PROVIDED DATA:
----
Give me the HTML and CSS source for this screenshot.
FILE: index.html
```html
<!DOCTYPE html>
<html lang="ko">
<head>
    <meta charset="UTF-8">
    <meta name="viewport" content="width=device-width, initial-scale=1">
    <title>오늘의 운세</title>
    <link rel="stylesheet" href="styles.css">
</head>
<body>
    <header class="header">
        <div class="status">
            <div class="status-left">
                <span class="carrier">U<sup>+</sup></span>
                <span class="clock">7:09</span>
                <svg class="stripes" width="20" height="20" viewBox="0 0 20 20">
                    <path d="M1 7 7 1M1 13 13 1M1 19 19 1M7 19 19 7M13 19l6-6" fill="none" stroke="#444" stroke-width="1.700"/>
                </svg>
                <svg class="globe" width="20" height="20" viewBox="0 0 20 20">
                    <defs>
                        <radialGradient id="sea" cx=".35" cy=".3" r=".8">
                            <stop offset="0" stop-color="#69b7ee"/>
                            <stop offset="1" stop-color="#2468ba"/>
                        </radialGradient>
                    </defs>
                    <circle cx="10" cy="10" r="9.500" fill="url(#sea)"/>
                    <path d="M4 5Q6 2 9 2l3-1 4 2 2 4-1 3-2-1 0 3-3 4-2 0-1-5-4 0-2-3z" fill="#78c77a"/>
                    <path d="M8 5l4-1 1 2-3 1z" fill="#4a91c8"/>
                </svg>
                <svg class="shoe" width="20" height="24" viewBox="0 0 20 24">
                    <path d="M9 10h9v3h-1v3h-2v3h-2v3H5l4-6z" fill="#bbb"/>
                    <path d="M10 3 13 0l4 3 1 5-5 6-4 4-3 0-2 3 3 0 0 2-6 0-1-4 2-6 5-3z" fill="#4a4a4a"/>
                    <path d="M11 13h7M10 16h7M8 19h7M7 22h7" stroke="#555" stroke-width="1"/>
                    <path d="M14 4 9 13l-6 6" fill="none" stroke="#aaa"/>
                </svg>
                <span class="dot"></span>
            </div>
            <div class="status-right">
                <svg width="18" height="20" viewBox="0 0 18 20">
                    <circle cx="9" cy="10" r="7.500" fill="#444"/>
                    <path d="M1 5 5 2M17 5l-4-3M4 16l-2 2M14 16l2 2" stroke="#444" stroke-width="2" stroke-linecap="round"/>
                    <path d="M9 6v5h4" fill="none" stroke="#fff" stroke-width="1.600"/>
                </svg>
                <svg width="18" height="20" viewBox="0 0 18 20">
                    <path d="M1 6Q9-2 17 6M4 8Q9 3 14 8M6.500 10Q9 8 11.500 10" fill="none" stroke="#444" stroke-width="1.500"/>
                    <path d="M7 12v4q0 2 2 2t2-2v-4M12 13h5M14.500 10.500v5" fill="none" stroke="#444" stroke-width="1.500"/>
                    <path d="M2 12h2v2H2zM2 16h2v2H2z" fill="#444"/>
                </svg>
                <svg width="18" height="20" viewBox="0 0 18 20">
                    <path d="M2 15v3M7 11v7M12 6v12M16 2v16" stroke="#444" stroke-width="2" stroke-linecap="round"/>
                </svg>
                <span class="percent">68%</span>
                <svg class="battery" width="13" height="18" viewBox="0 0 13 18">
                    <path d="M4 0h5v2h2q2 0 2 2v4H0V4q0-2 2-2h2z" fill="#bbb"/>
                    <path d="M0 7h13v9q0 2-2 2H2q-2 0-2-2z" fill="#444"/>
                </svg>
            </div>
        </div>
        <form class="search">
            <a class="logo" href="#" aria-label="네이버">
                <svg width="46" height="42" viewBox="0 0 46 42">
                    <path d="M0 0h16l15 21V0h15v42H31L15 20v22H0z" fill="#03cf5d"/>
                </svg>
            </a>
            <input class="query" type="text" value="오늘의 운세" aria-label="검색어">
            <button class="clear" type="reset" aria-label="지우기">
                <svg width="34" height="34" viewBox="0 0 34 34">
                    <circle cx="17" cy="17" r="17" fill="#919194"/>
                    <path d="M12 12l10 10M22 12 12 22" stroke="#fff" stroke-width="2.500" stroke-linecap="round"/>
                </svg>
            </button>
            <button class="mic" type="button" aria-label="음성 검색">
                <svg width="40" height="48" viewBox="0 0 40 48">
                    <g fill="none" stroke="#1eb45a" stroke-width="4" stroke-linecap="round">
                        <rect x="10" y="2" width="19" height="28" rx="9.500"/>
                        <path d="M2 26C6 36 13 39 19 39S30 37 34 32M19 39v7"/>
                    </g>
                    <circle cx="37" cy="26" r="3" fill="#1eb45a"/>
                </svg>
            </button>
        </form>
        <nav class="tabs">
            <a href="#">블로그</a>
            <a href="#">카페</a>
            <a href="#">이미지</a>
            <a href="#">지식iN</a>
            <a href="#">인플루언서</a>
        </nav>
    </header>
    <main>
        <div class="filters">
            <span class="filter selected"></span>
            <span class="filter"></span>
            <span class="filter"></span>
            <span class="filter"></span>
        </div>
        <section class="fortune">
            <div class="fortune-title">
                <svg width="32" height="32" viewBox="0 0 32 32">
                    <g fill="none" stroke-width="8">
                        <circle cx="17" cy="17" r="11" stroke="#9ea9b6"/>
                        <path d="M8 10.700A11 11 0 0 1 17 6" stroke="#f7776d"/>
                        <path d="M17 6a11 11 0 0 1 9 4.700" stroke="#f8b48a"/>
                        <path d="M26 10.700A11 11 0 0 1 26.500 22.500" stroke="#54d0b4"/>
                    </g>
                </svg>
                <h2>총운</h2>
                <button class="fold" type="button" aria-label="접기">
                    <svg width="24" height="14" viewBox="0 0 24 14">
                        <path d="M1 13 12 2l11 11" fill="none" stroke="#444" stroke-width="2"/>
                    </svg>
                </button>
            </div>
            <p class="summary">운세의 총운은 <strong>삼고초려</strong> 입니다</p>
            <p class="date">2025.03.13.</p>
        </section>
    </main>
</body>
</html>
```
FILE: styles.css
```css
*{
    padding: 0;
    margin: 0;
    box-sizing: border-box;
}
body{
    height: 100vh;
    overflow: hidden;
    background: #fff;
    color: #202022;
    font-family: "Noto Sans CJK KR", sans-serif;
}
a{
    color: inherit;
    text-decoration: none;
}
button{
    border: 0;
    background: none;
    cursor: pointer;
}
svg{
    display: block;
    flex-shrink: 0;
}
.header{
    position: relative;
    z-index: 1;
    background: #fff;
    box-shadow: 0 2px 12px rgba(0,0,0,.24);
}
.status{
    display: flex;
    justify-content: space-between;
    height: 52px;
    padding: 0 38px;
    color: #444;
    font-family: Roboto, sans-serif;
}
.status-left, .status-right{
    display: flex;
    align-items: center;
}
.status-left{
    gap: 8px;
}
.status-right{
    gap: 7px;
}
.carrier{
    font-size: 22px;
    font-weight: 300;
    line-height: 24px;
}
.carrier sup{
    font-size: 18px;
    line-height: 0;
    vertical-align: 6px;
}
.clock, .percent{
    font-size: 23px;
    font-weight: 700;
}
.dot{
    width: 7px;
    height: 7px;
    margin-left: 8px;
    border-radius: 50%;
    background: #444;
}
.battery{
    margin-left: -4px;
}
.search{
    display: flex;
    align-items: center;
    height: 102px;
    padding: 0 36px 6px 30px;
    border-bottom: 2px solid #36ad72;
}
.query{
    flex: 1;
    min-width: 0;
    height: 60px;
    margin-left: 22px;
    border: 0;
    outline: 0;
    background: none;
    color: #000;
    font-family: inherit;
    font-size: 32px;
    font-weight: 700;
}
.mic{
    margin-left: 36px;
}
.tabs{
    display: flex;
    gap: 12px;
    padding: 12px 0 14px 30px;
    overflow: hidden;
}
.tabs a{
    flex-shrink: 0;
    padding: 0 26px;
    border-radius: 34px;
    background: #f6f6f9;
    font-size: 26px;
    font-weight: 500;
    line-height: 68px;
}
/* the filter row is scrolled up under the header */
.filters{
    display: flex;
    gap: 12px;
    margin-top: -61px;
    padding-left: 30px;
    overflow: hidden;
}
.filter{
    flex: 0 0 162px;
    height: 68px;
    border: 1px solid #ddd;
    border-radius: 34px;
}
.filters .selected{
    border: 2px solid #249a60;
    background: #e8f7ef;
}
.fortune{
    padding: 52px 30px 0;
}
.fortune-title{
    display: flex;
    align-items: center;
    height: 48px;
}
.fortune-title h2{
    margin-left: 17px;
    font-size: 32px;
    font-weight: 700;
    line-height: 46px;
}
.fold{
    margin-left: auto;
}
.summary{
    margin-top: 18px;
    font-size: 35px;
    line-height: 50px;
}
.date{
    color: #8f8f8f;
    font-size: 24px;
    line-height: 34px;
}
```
----
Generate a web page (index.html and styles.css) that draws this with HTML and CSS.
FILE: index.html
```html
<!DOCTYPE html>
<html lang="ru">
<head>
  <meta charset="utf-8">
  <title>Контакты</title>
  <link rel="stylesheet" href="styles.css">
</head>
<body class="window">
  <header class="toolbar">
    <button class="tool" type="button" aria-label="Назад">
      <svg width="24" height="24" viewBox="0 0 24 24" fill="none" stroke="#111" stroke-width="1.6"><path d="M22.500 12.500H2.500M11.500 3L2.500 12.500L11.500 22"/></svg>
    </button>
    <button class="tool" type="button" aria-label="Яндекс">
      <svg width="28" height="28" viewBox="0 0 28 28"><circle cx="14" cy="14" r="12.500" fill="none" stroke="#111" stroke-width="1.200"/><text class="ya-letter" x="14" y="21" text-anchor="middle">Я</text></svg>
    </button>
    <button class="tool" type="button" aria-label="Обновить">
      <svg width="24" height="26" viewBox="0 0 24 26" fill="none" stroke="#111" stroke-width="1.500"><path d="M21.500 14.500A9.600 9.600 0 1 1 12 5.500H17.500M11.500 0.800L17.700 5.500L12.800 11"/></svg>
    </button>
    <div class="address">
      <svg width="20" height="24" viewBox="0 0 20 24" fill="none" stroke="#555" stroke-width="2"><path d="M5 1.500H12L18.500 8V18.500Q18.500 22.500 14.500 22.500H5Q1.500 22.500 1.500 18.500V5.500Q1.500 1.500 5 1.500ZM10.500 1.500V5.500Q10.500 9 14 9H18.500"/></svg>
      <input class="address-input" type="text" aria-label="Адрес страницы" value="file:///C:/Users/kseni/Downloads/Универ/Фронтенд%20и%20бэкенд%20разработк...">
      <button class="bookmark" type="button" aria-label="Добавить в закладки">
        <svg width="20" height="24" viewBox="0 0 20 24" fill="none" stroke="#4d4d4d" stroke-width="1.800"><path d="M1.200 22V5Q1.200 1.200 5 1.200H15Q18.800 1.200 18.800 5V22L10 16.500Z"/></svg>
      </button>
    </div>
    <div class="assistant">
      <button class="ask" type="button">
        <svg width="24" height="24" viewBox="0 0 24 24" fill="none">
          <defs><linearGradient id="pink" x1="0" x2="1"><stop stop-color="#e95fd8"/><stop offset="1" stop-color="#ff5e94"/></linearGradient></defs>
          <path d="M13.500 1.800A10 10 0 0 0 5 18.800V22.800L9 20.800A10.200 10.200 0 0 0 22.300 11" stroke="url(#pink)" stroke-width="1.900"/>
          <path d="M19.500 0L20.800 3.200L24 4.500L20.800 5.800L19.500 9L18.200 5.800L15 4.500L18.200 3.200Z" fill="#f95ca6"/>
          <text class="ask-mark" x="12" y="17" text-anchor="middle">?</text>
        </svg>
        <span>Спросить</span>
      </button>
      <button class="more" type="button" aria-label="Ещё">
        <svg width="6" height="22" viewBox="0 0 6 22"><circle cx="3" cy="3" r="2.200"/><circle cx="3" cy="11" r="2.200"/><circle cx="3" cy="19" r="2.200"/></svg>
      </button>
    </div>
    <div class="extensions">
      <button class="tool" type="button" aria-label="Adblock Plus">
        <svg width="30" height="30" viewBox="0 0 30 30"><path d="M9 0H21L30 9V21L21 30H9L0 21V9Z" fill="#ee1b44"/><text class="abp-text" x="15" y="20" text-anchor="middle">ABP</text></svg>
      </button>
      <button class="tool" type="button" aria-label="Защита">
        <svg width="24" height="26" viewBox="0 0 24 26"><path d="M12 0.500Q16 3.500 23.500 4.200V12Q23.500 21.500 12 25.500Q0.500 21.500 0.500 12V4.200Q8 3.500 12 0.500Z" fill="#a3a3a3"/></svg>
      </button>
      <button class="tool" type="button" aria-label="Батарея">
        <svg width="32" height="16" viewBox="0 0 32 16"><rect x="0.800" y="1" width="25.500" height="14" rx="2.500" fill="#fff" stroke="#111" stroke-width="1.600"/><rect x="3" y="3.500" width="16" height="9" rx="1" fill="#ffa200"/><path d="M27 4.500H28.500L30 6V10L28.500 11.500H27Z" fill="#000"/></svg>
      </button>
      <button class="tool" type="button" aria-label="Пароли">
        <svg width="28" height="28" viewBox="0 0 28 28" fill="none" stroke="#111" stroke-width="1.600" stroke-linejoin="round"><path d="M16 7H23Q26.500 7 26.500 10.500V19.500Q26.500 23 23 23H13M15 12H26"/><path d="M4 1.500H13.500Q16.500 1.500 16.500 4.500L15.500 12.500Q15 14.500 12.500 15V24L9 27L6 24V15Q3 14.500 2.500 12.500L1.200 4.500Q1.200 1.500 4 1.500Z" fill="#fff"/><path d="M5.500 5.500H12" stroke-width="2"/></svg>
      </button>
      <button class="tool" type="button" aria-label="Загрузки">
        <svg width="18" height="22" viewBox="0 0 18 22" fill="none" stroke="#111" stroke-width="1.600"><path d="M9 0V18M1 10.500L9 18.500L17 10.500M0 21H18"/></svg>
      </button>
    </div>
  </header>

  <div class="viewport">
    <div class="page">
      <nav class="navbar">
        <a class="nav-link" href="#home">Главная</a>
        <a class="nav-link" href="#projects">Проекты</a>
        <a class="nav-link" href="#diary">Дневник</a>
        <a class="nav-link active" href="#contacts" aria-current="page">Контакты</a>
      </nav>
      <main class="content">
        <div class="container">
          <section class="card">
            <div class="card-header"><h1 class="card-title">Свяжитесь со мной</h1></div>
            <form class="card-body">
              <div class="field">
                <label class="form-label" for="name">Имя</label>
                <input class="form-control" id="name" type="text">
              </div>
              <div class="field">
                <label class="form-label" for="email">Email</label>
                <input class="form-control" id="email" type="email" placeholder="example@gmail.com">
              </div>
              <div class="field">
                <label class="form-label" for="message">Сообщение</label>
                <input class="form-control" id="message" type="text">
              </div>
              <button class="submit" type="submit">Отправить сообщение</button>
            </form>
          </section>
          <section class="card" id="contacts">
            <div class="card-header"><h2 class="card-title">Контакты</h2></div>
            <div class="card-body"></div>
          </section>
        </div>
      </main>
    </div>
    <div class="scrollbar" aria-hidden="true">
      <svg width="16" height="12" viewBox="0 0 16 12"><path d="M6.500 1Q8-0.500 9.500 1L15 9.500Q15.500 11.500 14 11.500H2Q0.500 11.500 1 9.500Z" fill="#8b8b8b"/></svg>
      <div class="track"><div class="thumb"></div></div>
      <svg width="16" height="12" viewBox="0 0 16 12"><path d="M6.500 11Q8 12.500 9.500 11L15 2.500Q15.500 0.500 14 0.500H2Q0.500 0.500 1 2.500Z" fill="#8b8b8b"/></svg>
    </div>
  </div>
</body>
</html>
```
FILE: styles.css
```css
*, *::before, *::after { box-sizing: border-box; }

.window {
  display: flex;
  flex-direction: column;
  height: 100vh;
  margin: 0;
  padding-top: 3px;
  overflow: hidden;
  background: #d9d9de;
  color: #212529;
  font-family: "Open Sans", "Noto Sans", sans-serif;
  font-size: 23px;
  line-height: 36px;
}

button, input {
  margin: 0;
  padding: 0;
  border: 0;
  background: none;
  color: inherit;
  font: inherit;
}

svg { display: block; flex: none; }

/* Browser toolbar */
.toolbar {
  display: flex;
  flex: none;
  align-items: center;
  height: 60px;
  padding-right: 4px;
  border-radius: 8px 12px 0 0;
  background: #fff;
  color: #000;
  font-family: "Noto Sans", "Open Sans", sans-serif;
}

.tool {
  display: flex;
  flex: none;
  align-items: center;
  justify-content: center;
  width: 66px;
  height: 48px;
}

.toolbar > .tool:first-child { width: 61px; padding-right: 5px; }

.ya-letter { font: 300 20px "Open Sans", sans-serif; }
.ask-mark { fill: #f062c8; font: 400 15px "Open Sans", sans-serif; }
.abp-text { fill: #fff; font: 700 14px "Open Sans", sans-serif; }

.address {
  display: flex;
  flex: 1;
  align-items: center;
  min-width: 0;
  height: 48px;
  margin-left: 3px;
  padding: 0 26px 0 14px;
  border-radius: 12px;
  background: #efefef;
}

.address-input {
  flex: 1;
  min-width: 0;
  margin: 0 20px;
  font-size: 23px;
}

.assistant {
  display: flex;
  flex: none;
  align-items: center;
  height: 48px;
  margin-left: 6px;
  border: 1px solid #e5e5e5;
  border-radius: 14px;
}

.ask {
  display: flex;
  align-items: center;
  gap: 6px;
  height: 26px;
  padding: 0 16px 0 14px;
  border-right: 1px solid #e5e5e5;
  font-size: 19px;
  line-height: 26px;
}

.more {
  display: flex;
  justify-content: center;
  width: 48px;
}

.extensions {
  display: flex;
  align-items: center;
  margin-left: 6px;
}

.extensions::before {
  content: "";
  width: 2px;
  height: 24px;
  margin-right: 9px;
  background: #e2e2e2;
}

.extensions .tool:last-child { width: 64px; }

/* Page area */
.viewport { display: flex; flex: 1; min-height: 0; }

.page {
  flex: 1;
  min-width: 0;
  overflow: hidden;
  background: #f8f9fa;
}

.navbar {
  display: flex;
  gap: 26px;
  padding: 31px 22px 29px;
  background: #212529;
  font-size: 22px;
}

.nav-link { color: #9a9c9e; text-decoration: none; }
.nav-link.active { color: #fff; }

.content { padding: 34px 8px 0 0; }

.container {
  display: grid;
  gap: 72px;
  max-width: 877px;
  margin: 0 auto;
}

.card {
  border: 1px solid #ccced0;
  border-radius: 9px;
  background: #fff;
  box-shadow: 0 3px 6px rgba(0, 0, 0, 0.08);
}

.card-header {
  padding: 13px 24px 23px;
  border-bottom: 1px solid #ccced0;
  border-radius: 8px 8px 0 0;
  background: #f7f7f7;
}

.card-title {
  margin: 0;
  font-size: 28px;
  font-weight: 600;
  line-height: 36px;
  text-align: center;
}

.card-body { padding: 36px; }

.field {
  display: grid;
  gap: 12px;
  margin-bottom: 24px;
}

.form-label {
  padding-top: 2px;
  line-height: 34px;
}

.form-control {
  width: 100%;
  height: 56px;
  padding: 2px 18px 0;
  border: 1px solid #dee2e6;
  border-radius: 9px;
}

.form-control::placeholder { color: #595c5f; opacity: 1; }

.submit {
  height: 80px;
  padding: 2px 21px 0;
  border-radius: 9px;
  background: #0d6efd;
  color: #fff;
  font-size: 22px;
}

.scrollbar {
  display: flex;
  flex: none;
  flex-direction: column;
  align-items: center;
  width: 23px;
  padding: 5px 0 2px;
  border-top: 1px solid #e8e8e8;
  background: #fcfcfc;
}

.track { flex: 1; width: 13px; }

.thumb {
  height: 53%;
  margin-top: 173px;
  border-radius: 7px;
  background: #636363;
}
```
----
Copy each line above that contains the string "this".

EXERCISE OUTPUT:
Give me the HTML and CSS source for this screenshot.
Generate a web page (index.html and styles.css) that draws this with HTML and CSS.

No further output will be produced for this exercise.